As they point out, very seldom, if ever, will we wear a garment as close-fitting as the fitting shell. It is virtually like a second skin, with a minimum of ease built in. Based on my upper bust measurement I used a size 12 pattern and modified as needed. The pattern comes with 5 different cup sizes for the bodice from A to DD. I needed the latter. The patterns that we purchase are based on a B cup size. I don't even think I had a B cup at birth...

Aside from grading the waist and hips out, the most significant things I learned from this process were that I need both a wide back adjustment as well as an erect back adjustment. The process is incredibly interesting as adjustments become noticeable based on the wrinkles formed.

The erect back adjustment can be seen as the horizontal tuck above the bodice darts.
Without the tuck a wrinkle formed there...very interesting discovery!

The pattern is first "tissue fitted" which is preparing the pattern with tape and pins and then it is literally "tried on" to see how we vary from the basic pattern size. After making paper adjustments a shell is cut from 1/4" gingham. Further fitting is done on the shell and then markings are transferred back to the paper pattern. This amended paper pattern is your body's "roadmap" and becomes a sloper that can then be compared to any fashion pattern taking the guesswork out of your sewing projects.  

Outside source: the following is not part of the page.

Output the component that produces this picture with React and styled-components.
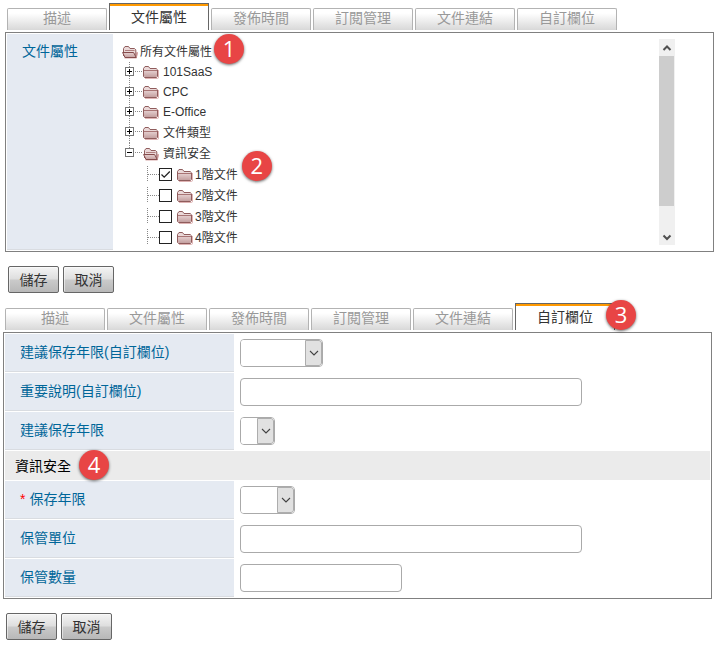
import React from "react";
import styled, { createGlobalStyle, css } from "styled-components";

const GlobalStyle = createGlobalStyle`
  *, *::before, *::after { box-sizing: border-box; }
  body {
    margin: 0;
    background: #fff;
    color: #333;
    font-family: "Liberation Sans", "Noto Sans CJK TC", sans-serif;
    font-size: 14px;
    line-height: 20px;
  }
  button, input, select { font: inherit; color: inherit; }
`;

const Page = styled.main`
  padding: 3px 4px 16px 3px;
`;

const Section = styled.section`
  margin: ${(p) => (p.$inset ? "0 0 10px 2px" : "0 2px 0 0")};
`;

const TabBar = styled.div`
  display: flex;
  align-items: flex-end;
  gap: 2px;
  padding: 0 2px 2px;
`;

const TabButton = styled.button`
  width: 100px;
  height: 22px;
  padding: 0 0 2px;
  border: 1px solid #b3b3b3;
  border-bottom: 0;
  border-radius: 2px 2px 0 0;
  background: linear-gradient(#fff 20%, #d8d8d8);
  color: #999;
  line-height: 19px;
  ${(p) =>
    p.$active &&
    css`
      height: 27px;
      padding: 0;
      border-color: #666;
      border-radius: 0;
      background: #fff;
      box-shadow: inset 0 2px #f90;
      color: #333;
    `}
`;

const TabWrap = styled.div`
  position: relative;
`;

const Panel = styled.div`
  display: grid;
  grid-template-columns: ${(p) => p.$label}px 1fr;
  gap: 1px;
  padding: 1px;
  border: 1px solid #808080;
`;

const LabelCell = styled.div`
  display: flex;
  align-items: ${(p) => (p.$top ? "flex-start" : "center")};
  gap: 4px;
  padding: ${(p) => (p.$top ? "7px 15px" : "0 15px 2px")};
  border-bottom: 1px solid #d9dce1;
  background: #e5eaf2;
  color: #069;
`;

const Required = styled.span`
  color: #f00;
`;

const FieldCell = styled.div`
  display: flex;
  align-items: center;
  height: 38px;
  padding: 0 5px;
`;

const GroupHeading = styled.h2`
  grid-column: 1 / -1;
  display: flex;
  align-items: center;
  position: relative;
  height: 29px;
  margin: 0;
  padding: 0 10px;
  background: #ebebeb;
  color: #000;
  font-size: 14px;
  font-weight: 400;
`;

const TextInput = styled.input`
  width: ${(p) => p.$width}px;
  height: 28px;
  padding: 0 6px;
  border: 1px solid #aaa;
  border-radius: 4px;
  background: #fff;
`;

const SelectFrame = styled.div`
  display: grid;
  grid-template-columns: 1fr 17px;
  width: ${(p) => p.$width}px;
  height: 28px;
  overflow: hidden;
  border: 1px solid #aaa;
  border-radius: 4px;
`;

const SelectControl = styled.select`
  grid-area: 1 / 1 / 2 / 3;
  width: 100%;
  padding: 0 20px 0 4px;
  border: 0;
  appearance: none;
  background: #fff;
`;

const SelectArrow = styled.span`
  grid-area: 1 / 2 / 2 / 3;
  display: grid;
  place-items: center;
  border: 1px solid #adadad;
  border-radius: 0 3px 3px 0;
  background: #e1e1e1;
  pointer-events: none;
`;

const Actions = styled.div`
  display: flex;
  gap: 4px;
  padding: 14px 3px 0;
`;

const ActionButton = styled.button`
  width: 51px;
  height: 27px;
  padding: 0;
  border: 1px solid #666;
  border-radius: 2px;
  background: linear-gradient(#f4f4f4, #dedede 48%, #cacaca 52%, #b8b8b8);
  box-shadow: inset 1px 1px #fff8;
  color: #333;
`;

const TreeCell = styled.div`
  display: flex;
  justify-content: space-between;
  padding: 5px 37px 2px 8px;
`;

const Tree = styled.ul`
  margin: 0;
  padding: 3px 0 0;
  list-style: none;
  font-size: 12px;
`;

const Branch = styled.ul`
  margin: 0;
  padding: 0 0 0 ${(p) => p.$indent}px;
  list-style: none;
`;

const TreeRow = styled.div`
  display: flex;
  align-items: center;
  position: relative;
  height: ${(p) => (p.$tall ? 21 : 20)}px;
  width: max-content;
`;

const RowName = styled.label`
  margin-left: ${(p) => p.$gap}px;
  white-space: nowrap;
`;

const Toggle = styled.button`
  display: flex;
  height: 100%;
  padding: 0;
  border: 0;
  background: none;
`;

const CheckBox = styled.input`
  appearance: none;
  flex: none;
  width: 13px;
  height: 13px;
  margin: 0 5px 0 0;
  border: 1px solid #222;
  background: #fff;
`;

const CheckHolder = styled.span`
  display: grid;
  & > * { grid-area: 1 / 1; }
  & > svg { pointer-events: none; }
`;

const Badge = styled.span`
  position: absolute;
  ${(p) => p.$place}
  z-index: 1;
  display: grid;
  place-items: center;
  width: 30px;
  height: 30px;
  padding-bottom: 2px;
  border-radius: 50%;
  background: #e84545;
  box-shadow: 0 1px 3px #0009;
  color: #fff;
  font-family: "Open Sans", "Noto Sans", sans-serif;
  font-size: 22px;
  line-height: 28px;
`;

const ScrollTrack = styled.div`
  display: flex;
  flex-direction: column;
  align-items: center;
  width: 16px;
  height: 206px;
  background: #f0f0f0;
`;

const ScrollButton = styled.button`
  display: grid;
  place-items: center;
  width: 16px;
  height: 17px;
  padding: 0;
  border: 0;
  background: none;
`;

const ScrollThumb = styled.div`
  align-self: flex-start;
  width: 15px;
  height: 150px;
  margin-bottom: auto;
  background: #cdcdcd;
`;

function Chevron({ up, thick }) {
  return (
    <svg width="10" height="8" viewBox="0 0 10 8" aria-hidden="true">
      <path
        d={up ? "M1.5 6L5 2.5L8.5 6" : thick ? "M1.5 2.5L5 6L8.5 2.5" : "M1 2L5 6L9 2"}
        fill="none"
        stroke={thick ? "#505050" : "#444"}
        strokeWidth={thick ? 2 : 1.1}
      />
    </svg>
  );
}

function Folder({ open }) {
  return (
    <svg width="16" height="16" viewBox="0 0 16 16" aria-hidden="true">
      <defs>
        <linearGradient id="folderFill" x1="0" y1="0" x2="0" y2="1">
          <stop offset="0" stopColor="#e6d0d0" />
          <stop offset="1" stopColor="#c4a0a0" />
        </linearGradient>
      </defs>
      {open ? (
        <>
          <path d="M2.5 13.5H13.8L15.5 8" fill="none" stroke="#d8a8a8" strokeWidth="2" />
          <path d="M1.5 12V4.5L3 2.5H6.5L8 4.5H12.5L13.8 5.8V12.5" fill="#ead8d8" stroke="#8f5c5c" />
          <path d="M3 6.5H12.5" stroke="#b08080" />
          <path d="M0.6 8.5H11.6L14.2 13.5H3Z" fill="url(#folderFill)" stroke="#864c4c" strokeLinejoin="round" />
        </>
      ) : (
        <>
          <path d="M2 14.5H14.5Q15.5 14.5 15.5 13V6" fill="none" stroke="#dfb4b4" />
          <path d="M0.5 12.5V4.5L2 2.5H5.5L7 4.5H13.2L14.5 5.8V12.5L13.5 13.5H1.5Z" fill="#ead8d8" stroke="#8f5c5c" strokeLinejoin="round" />
          <path d="M1 6.5H14V12.3L13.2 13H1.8L1 12.3Z" fill="url(#folderFill)" />
          <path d="M1 6.5H14" stroke="#a87474" />
        </>
      )}
    </svg>
  );
}

function Expander({ open, height }) {
  return (
    <svg width="18" height={height} viewBox={`0 0 18 ${height}`} aria-hidden="true">
      <path d={`M4.5 0V${open ? 5 : height}`} stroke="#888" strokeDasharray="1 1" />
      <path d="M10 9.5H17" stroke="#888" strokeDasharray="1 1" />
      <rect x="0.5" y="5.5" width="8" height="8" fill="#fff" stroke="#777" />
      <path d={open ? "M2 9.5H7" : "M2 9.5H7M4.5 7V12"} stroke="#000" />
    </svg>
  );
}

function LeafLines() {
  return (
    <svg width="12" height="21" viewBox="0 0 12 21" aria-hidden="true">
      <path d="M0.5 2V18" stroke="#888" strokeDasharray="1 1" />
      <path d="M1 10.5H12" stroke="#888" strokeDasharray="1 1" />
    </svg>
  );
}

const TAB_NAMES = ["描述", "文件屬性", "發佈時間", "訂閱管理", "文件連結", "自訂欄位"];

function Tabs({ active, badge }) {
  return (
    <TabBar role="tablist">
      {TAB_NAMES.map((name) => (
        <TabWrap key={name} role="presentation">
          <TabButton type="button" role="tab" aria-selected={name === active} $active={name === active}>
            {name}
          </TabButton>
          {name === active && badge}
        </TabWrap>
      ))}
    </TabBar>
  );
}

function SelectField({ id, width }) {
  return (
    <SelectFrame $width={width}>
      <SelectControl id={id} defaultValue="">
        <option value="" />
      </SelectControl>
      <SelectArrow>
        <Chevron />
      </SelectArrow>
    </SelectFrame>
  );
}

function Field({ id, label, required, select, width }) {
  return (
    <>
      <LabelCell>
        {required && <Required>*</Required>}
        <label htmlFor={id}>{label}</label>
      </LabelCell>
      <FieldCell>
        {select ? <SelectField id={id} width={width} /> : <TextInput id={id} type="text" $width={width} />}
      </FieldCell>
    </>
  );
}

function SaveCancel() {
  return (
    <Actions>
      <ActionButton type="button">儲存</ActionButton>
      <ActionButton type="button">取消</ActionButton>
    </Actions>
  );
}

const GROUPS = [
  { name: "101SaaS" },
  { name: "CPC" },
  { name: "E-Office" },
  { name: "文件類型", tall: true },
  { name: "資訊安全", tall: true, open: true },
];

const LEVELS = ["1階文件", "2階文件", "3階文件", "4階文件"];

function Leaf({ name, index }) {
  const [checked, setChecked] = React.useState(index === 0);
  const id = `level-${index}`;
  return (
    <li>
      <TreeRow $tall>
        <LeafLines />
        <CheckHolder>
          <CheckBox id={id} type="checkbox" checked={checked} onChange={() => setChecked(!checked)} />
          {checked && (
            <svg width="13" height="13" viewBox="0 0 13 13" aria-hidden="true">
              <path d="M2.5 6.5L5.2 9.2L10.8 3.5" fill="none" stroke="#222" strokeWidth="1.3" />
            </svg>
          )}
        </CheckHolder>
        <Folder />
        <RowName htmlFor={id} $gap={2}>{name}</RowName>
        {index === 0 && <Badge $place="left: calc(100% + 4px); top: -13px;">2</Badge>}
      </TreeRow>
    </li>
  );
}

function AttributeTree() {
  return (
    <Tree>
      <li>
        <TreeRow>
          <Folder open />
          <RowName as="span" $gap={2}>所有文件屬性</RowName>
          <Badge $place="left: calc(100% + 2px); top: -8px;">1</Badge>
        </TreeRow>
        <Branch $indent={3}>
          {GROUPS.map((group) => (
            <li key={group.name}>
              <TreeRow $tall={group.tall}>
                <Toggle type="button" aria-label={group.name} aria-expanded={!!group.open}>
                  <Expander open={group.open} height={group.tall ? 21 : 20} />
                </Toggle>
                <Folder open={group.open} />
                <RowName as="span" $gap={4}>{group.name}</RowName>
              </TreeRow>
              {group.open && (
                <Branch $indent={22}>
                  {LEVELS.map((name, index) => (
                    <Leaf key={name} name={name} index={index} />
                  ))}
                </Branch>
              )}
            </li>
          ))}
        </Branch>
      </li>
    </Tree>
  );
}

export default function App() {
  return (
    <Page>
      <GlobalStyle />
      <Section $inset>
        <Tabs active="文件屬性" />
        <Panel $label={106}>
          <LabelCell $top>文件屬性</LabelCell>
          <TreeCell>
            <AttributeTree />
            <ScrollTrack>
              <ScrollButton type="button" aria-label="向上捲動"><Chevron up thick /></ScrollButton>
              <ScrollThumb />
              <ScrollButton type="button" aria-label="向下捲動"><Chevron thick /></ScrollButton>
            </ScrollTrack>
          </TreeCell>
        </Panel>
        <SaveCancel />
      </Section>
      <Section>
        <Tabs active="自訂欄位" badge={<Badge $place="left: 91px; top: -3px;">3</Badge>} />
        <Panel $label={229}>
          <Field id="keep-years-custom" label="建議保存年限(自訂欄位)" select width={83} />
          <Field id="notes-custom" label="重要說明(自訂欄位)" width={342} />
          <Field id="keep-years-suggested" label="建議保存年限" select width={35} />
          <GroupHeading>
            資訊安全
            <Badge $place="left: 74px; top: -1px;">4</Badge>
          </GroupHeading>
          <Field id="keep-years" label="保存年限" required select width={55} />
          <Field id="keeper-unit" label="保管單位" width={342} />
          <Field id="keeper-count" label="保管數量" width={162} />
        </Panel>
        <SaveCancel />
      </Section>
    </Page>
  );
}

The premise of this exercise is that skirt + bodice = dress. The skirt is easy enough to fit on your own but you will really need to enlist a friends help with the bodice. I didn't require any further alteration to the bodice front other than the cup size. Below is a picture of the bodice back showing the 1/2" broad back adjustment that I will make as well as the marking for the erect back adjustment.

The broad back adjustment is the vertical pleat marked with red dashes. The erect back adjustment is the horizontal red mark at the top of the back dart. It begins as a 1/4" pleat and tapers off to nothing toward the arm.

As Pati and Marta point out, depending on the amount of ease that your planned garment allows, some, none or all of the adjustments on your sloper will be used. Once you have made this ultra-close fitting shell from your sloper, anything with more ease will be a breeze. When complete I intend to bond fusible interfacing to my sloper so I will have a permanent pattern showing how my body differs from the standard patterns of the Big 4. I highly recommend this process as a way to get to know your body's roadmap and have more great fitting garments!